Weekend Weigh-in: What's Your Favorite Roger Ebert Review?

Gone, but never forgotten.

It should come as no surprise to readers of our site that Roger Ebert had a major impact on many of us, and that his writing helped shape the way we look at and talk about movies. Let's celebrate his memory by sharing some our favorite examples of his writing.


  1. One of my favorite Ebert reviews is for Scorsese's adaptation of The Age of Innocence. I particularly love how it concludes:

    By the end, we realize these people have all the same emotions, passions, fears and desires that we do. It is simply that they value them more highly, and are less careless with them, and do not in the cause of self-indulgence choose a moment's pleasure over a lifetime's exquisite and romantic regret.

  2. I don't know that there's any way I could single out just one review. That being said, his Bigger Little Movie Glossary is absolutely indispensable. Funny, clever, and bursting with love for the movies, even those tropes and cliches that drive us all absolutely crazy.

    Also impressive is the fact that his collections of "good movie" reviews (Ebert's Great Movies I-III) and "bad movie" reviews ("I Hated, Hated, HATED This Movie", "Your Movie Sucks" and "A Horrible Experience Of Unbearable Length") are equally compulsively readable. He made criticism relatable, and by all accounts seemed to be a man who was eager to relate with others. His is a legacy worth exploring, and almost all of his reviews, columns, and assorted journalistic ephemera are easily searchable online. Going back and reading through some of it, I find that almost every review is my favorite.

    Plus, his New Yorker caption contest entries are fantastic.

  3. The way Ebert defended The Wild Bunch after its initial release always stuck out to me. Though he is often critical of gratuitous violence, when the strong content of a film served the story effectively, Ebert was always frontline to defend it.

  4. Ebert was a great reviewer, while I cant narrow down my favorite I will say his most recent review I read of Shawshank Redemption was really well done and a good piece. I still havent read a lot of his reviews in paperback and online but caught his tv show quite a lot and really appreciated his defense of Jackie Chan films over the years.

    In case you havent seen it check out his and Siskel's old episode of The Critic they did back in the 90's. They really had a lot of fun with poking fun at themselves RIP Roger

  5. There are so many reviews of Ebert's I've read that few stick out (though I agree with Tom Smail, the slam on "North" is a beaut) but off-the-top-of-my-head the day-of-release reviews of Tim Burton's BATMAN and Roland Emmerich's INDEPENDENCE DAY stand out to me. At the time of their releases I liked these movies and was taken aback that Ebert would saddle them with weak two-star (**1/2 for "Batman") reviews, kind-of like Patrick still mentions Ebert's two-star review of "Die Hard."

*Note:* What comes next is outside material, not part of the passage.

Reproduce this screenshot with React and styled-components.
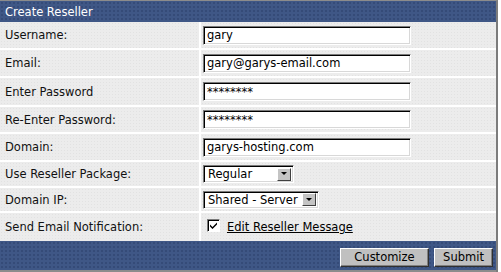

    As my taste in movies grew and matured I came around to Ebert's POV on these movies, but I always liked that Roger could articulate his problems with popular films without resorting to Armond White-levels of smugness or elitism. Just well-written arguments and educated opinion disagreeing with the masses. In his slam against 1998;s GODZILLA for example, he (along with Siskel on the TV show) criticized Emmerich and Dean Devlin for poking fun at him being fat and the thumbs up/down and not making it funny or even remotely entertaining.

    The newest NEW-TO-ME TRILOGY:

    If Don Rickles was Italian and pulled a Robin Williams-in-"Good Will Hunting" he'd be in Fernando DiLeo's MILANO CALIBRO 9 (CALIBER 9, 1972) on Blu-ray.

    It was hard out there for a pimp. DiLeo's LA MALA ORDINAL (THE ITALIAN CONNECTION, 1972) on Blu-ray.

    They saved the best for last: Henry Silva vs. "Ghostbuster's" Walter Peck. DiLeo's IL BOSS (THE BOSS, 1973) on Blu-ray.


    NEXT ON TAP: Steven Soderbergh's OCEAN'S TRILOGY.

  6. There are so many, right? I have to start with one of his many pieces about HOOP DREAMS - the first review.

  7. One of my favorite Ebert positive reviews was his 3 & ½ stars review for Aliens. This had to be one of his most conflicted reviews as he clearly didn’t like the almost non-stop intensity of the second half of Aliens but he still admired the performances, effects, & overall craftsmanship of it. Ebert’s writing makes you feel what was really going through his mind & never came off as phony. A lesser critic would‘ve allowed his feelings to ignore all the positives & easily give a Sci-Fi “bug” movie a bad review.

    On the other side, by far, my favorite horrible movie review was his ½ star review for Highlander 2 The Quickening. (I still don’t why Ebert didn’t go all the way & just give it the big zero stars.) It has one of the best intros & endings for an Ebert bashing. “This movie has to be seen to be believed. On the one hand, maybe that’s too high a price to pay". I love how even a strong environmentalist like Ebert just rips apart the screwed up science, the massive plot holes about the time difference between Planet Zeist & Earth, & the immortality rules. It’s one of those reviews you can tell how much fun Ebert had when writing it. He could make the most out of a bad experience. I was only a teenager when I read it in the Chicago Sun Times, but I think that review was what started my fascination with extremely bad or incompetent movies.

    “If there is a planet somewhere whose civilization is based on the worst movies of all time, “Highlander 2: The Quickening” deserves a sacred place among their most treasured artifacts”. Over 21 years later, those words still ring true. Amen, Roger.

    1. Great call, that review always makes me laugh. I feel like he gave it that half star because it really does sort of beg to be seen to be believed.

    2. As much as I liked his good reviews, his bad reviews were brilliant. His best one in my opinion is Armageddon or Freddie Got Fingered.

  8. The extent of my experience with Ebert is mostly limited to his TV show back when Siskel was still with us. For whatever reason I've never been one to read a lot of reviews when movies first come out (I'm more into DVD reviews) so when he stopped doing TV I pretty much stopped hearing much from him.

    Boy, what a mistake - this weekend I watched several movies and then went back and read Ebert's review for each one - I had no idea what a down-to-earth, unpretentious writing style he had, not to mention the fact we seem to share fairly similar sensibilities. I am truly a fan, in some ways too late, but given how unfamiliar I am with his body of work, I still have A LOT of Ebert to enjoy for the first time. At the risk of sounding (pop)corny, his death has given him new life for me and I look forward to getting to know him better.